After being a "soldered-connector" guy for over four decades of ham radio (and some broadcast engineering, too), I have come over to the "crimp" side.  I bought a crimp tool and a couple of die sizes that cover everything I'm likely to encounter from QSRadio (http://www.qsradio.com/).  I also sprang for a couple of trimming tools that work great, and I'll see how long they hold up.  And I also ordered a supply of connectors--silver/teflon--despite the cost.  Remember, those connectors are an important element in the feedline, and especially if they are outside in the weather or way up yonder in the air.  Don't skimp.

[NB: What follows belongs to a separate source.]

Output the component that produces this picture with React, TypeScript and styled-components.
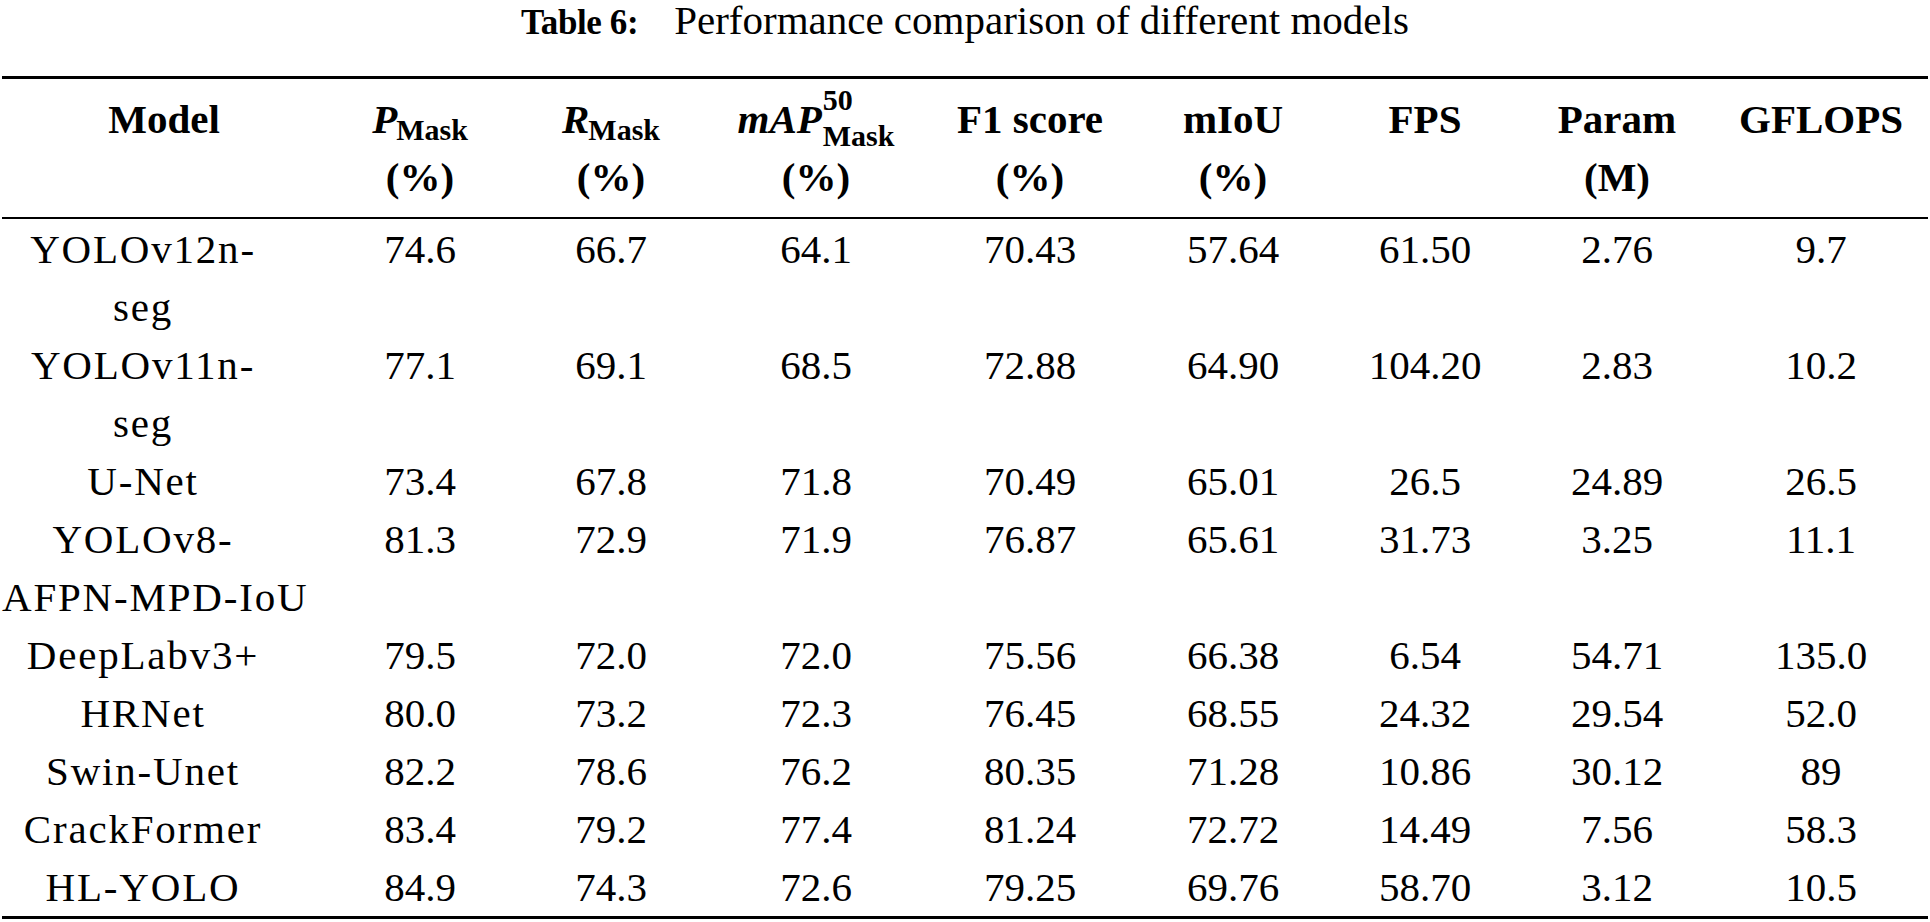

With these tools, the center conductor should be soldered, but that was always the easy part for me.  Just get the connector pin and coax center conductor hot enough that solder easily flows down into the connector.  Be sure you smooth off the end of the center pin so you don't damage the SO239.  Do all this BEFORE crimping the ferrule.  After the connector cools, pull on it.  Pull on it hard.  Is it holding?  Check continuity with a volt-ohm meter...again BEFORE crimping.  Wiggle the connector around and try to make it fail. Better having it happen there than outside in a blinding rainstorm with a kilowatt pumping through it. If you still have continuity on the shield and center conductor and no shorts, then go ahead and crimp according to instructions.  Then check it again with the VOM.  If there is a problem, un-solder, pull of the connector, re-trim the coax, and start over.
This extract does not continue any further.